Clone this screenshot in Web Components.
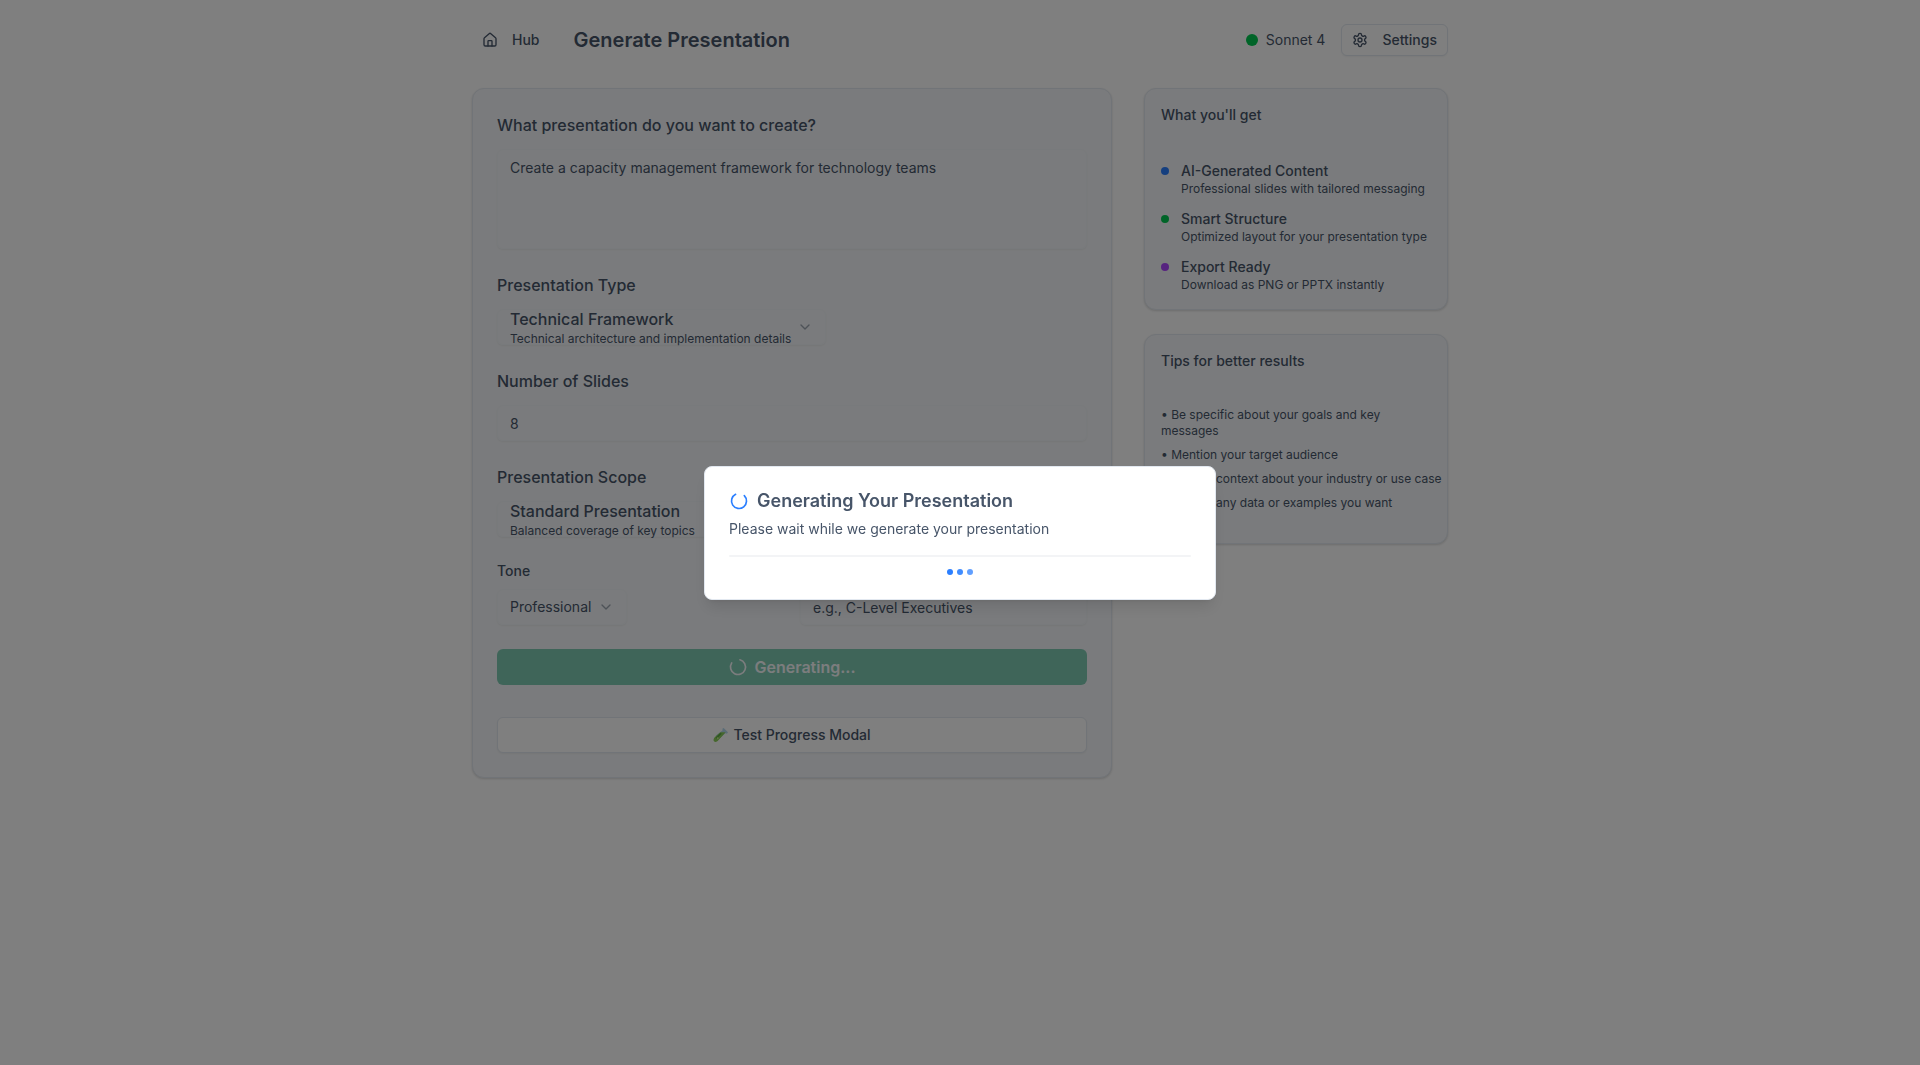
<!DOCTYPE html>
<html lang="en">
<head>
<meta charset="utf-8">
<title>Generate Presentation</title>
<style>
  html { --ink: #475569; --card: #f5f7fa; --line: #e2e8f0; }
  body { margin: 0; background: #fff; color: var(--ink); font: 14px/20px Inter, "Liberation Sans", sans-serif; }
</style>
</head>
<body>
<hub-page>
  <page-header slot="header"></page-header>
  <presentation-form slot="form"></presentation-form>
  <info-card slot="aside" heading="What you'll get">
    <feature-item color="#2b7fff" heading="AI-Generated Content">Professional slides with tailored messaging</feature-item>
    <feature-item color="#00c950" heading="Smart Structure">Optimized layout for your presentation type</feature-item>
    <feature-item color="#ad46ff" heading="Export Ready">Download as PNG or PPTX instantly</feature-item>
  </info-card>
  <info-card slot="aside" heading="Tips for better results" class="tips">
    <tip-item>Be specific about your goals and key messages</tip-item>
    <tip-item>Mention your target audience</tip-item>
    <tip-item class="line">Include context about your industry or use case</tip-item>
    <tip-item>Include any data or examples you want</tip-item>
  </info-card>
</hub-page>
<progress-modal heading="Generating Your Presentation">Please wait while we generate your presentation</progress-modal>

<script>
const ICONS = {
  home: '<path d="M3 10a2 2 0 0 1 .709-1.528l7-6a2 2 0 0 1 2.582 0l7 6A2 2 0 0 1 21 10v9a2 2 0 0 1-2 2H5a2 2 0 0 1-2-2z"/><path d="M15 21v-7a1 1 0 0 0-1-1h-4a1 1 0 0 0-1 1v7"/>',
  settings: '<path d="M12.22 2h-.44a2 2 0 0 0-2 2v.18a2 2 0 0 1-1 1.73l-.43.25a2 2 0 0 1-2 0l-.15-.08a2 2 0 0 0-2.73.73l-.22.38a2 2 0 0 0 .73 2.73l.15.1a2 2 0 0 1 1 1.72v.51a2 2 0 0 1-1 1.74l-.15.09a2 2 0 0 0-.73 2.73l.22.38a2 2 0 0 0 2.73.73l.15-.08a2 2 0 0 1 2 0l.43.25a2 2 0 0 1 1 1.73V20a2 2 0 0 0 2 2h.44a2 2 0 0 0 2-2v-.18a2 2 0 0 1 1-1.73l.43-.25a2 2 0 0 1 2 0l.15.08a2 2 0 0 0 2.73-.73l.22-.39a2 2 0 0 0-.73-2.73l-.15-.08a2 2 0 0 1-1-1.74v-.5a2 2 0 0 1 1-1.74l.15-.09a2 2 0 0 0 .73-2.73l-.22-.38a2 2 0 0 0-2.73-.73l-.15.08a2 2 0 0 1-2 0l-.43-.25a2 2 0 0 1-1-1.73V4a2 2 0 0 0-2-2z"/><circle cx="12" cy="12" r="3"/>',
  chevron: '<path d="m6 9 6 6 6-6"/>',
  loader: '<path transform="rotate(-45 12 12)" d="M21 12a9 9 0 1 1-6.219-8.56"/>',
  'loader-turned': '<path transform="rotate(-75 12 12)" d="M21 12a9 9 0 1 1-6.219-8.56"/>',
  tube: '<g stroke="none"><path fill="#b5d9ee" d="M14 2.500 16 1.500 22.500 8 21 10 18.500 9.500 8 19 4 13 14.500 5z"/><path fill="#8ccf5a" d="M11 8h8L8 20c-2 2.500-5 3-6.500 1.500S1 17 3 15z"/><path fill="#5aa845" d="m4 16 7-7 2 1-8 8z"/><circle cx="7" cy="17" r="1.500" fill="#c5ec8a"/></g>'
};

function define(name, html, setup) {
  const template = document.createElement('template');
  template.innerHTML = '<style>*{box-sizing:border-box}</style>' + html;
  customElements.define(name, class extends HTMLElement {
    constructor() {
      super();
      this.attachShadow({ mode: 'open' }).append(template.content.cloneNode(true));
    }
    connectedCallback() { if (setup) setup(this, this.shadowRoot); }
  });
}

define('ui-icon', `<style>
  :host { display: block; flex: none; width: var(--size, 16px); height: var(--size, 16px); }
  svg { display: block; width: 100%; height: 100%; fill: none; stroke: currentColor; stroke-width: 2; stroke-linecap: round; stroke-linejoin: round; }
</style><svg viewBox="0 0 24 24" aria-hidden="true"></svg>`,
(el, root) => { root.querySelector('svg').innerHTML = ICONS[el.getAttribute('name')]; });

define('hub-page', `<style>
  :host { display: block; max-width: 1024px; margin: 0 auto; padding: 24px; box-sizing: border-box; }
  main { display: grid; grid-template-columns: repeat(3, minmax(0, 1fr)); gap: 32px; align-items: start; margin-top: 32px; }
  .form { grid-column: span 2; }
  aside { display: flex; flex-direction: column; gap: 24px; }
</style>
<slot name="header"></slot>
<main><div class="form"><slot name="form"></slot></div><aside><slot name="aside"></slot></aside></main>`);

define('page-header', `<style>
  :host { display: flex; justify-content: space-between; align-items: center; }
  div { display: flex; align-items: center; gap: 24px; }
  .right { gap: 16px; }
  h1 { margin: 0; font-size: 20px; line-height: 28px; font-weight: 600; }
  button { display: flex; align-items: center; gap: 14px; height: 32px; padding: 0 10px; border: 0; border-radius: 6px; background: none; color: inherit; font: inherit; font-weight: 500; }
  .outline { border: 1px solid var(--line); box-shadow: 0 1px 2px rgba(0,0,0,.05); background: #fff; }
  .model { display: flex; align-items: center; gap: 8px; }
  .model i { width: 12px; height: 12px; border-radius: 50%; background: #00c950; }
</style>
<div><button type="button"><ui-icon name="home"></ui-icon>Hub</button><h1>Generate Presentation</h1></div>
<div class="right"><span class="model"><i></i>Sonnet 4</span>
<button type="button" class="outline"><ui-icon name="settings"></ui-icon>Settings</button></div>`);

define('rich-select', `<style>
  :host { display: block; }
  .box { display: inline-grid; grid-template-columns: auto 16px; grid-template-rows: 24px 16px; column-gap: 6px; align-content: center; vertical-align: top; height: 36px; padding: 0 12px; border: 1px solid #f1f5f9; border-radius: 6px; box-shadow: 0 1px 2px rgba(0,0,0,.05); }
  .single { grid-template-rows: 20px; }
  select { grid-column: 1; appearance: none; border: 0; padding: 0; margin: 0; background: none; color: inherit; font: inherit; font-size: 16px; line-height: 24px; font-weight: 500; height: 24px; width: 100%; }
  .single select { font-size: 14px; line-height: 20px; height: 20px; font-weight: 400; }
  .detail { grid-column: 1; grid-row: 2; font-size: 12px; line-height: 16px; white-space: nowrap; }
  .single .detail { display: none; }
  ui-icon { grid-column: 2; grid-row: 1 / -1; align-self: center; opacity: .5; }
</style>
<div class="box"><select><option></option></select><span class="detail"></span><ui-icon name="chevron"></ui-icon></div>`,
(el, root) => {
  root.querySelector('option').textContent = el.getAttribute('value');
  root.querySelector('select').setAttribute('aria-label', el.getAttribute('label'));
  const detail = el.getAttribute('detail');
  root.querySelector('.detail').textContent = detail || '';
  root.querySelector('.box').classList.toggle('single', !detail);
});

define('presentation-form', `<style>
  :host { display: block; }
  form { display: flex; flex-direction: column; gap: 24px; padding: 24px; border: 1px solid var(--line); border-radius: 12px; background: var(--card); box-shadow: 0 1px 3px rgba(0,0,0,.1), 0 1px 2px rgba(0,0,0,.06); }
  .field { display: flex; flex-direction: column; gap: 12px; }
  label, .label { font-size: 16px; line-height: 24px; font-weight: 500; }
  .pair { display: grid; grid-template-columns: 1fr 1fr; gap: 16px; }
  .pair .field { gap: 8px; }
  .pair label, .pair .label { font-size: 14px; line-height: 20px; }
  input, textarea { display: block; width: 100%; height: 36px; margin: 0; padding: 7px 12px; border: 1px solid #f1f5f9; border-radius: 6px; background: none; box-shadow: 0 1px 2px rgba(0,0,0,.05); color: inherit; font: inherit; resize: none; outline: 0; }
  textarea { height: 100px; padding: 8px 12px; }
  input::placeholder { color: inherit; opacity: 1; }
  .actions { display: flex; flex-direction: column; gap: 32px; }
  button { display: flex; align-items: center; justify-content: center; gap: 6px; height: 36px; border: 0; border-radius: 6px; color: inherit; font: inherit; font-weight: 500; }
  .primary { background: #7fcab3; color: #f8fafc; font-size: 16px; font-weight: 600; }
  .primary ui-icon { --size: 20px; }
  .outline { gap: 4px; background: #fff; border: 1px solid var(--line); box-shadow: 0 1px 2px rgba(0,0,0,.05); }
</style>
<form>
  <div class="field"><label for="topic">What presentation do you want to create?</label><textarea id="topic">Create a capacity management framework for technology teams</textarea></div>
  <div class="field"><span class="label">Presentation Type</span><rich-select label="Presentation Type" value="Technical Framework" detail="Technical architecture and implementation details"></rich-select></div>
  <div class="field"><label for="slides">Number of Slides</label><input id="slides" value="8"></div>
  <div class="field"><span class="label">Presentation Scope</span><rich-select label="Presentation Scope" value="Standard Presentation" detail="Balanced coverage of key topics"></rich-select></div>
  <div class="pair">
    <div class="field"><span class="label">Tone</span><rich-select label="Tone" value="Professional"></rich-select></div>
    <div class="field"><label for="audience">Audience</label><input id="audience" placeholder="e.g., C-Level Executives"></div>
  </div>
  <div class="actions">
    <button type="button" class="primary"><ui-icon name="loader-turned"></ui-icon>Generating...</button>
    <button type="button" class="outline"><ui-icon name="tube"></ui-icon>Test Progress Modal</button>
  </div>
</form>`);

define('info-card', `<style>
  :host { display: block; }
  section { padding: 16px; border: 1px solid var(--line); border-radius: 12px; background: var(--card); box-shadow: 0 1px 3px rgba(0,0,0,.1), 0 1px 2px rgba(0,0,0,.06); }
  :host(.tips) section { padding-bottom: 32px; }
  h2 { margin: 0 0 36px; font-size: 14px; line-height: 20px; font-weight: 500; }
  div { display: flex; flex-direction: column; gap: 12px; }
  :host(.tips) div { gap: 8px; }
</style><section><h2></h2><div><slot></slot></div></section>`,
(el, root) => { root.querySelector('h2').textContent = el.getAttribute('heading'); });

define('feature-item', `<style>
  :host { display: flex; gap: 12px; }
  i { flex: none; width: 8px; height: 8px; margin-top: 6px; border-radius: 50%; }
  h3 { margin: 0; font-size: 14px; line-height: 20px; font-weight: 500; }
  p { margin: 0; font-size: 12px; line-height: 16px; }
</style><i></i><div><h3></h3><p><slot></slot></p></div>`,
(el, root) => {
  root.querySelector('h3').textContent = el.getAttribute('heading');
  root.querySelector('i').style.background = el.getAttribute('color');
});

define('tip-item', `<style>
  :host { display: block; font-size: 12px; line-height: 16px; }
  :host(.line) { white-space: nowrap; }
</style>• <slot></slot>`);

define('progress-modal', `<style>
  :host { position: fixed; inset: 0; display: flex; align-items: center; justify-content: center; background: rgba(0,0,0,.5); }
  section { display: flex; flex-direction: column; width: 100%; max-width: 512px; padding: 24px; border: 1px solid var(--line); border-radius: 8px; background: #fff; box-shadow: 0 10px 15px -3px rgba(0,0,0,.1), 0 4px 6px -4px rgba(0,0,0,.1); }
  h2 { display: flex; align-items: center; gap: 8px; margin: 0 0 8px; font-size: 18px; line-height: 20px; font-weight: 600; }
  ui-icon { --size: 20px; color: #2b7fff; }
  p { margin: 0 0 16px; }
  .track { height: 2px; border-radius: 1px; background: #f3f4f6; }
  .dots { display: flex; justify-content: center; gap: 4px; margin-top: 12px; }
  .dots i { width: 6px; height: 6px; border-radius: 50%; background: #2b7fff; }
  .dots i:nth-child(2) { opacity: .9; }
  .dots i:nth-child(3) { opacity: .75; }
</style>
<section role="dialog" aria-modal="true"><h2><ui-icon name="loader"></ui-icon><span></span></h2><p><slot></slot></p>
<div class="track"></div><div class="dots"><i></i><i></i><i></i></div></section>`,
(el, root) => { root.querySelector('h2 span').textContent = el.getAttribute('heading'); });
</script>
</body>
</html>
========
Leave out any pictures and return exactly the lines from the beginning of the data through the line with "generate your presentation</progress-modal>", inclusive.

### Solution to this problem
Clone this screenshot in Web Components.
<!DOCTYPE html>
<html lang="en">
<head>
<meta charset="utf-8">
<title>Generate Presentation</title>
<style>
  html { --ink: #475569; --card: #f5f7fa; --line: #e2e8f0; }
  body { margin: 0; background: #fff; color: var(--ink); font: 14px/20px Inter, "Liberation Sans", sans-serif; }
</style>
</head>
<body>
<hub-page>
  <page-header slot="header"></page-header>
  <presentation-form slot="form"></presentation-form>
  <info-card slot="aside" heading="What you'll get">
    <feature-item color="#2b7fff" heading="AI-Generated Content">Professional slides with tailored messaging</feature-item>
    <feature-item color="#00c950" heading="Smart Structure">Optimized layout for your presentation type</feature-item>
    <feature-item color="#ad46ff" heading="Export Ready">Download as PNG or PPTX instantly</feature-item>
  </info-card>
  <info-card slot="aside" heading="Tips for better results" class="tips">
    <tip-item>Be specific about your goals and key messages</tip-item>
    <tip-item>Mention your target audience</tip-item>
    <tip-item class="line">Include context about your industry or use case</tip-item>
    <tip-item>Include any data or examples you want</tip-item>
  </info-card>
</hub-page>
<progress-modal heading="Generating Your Presentation">Please wait while we generate your presentation</progress-modal>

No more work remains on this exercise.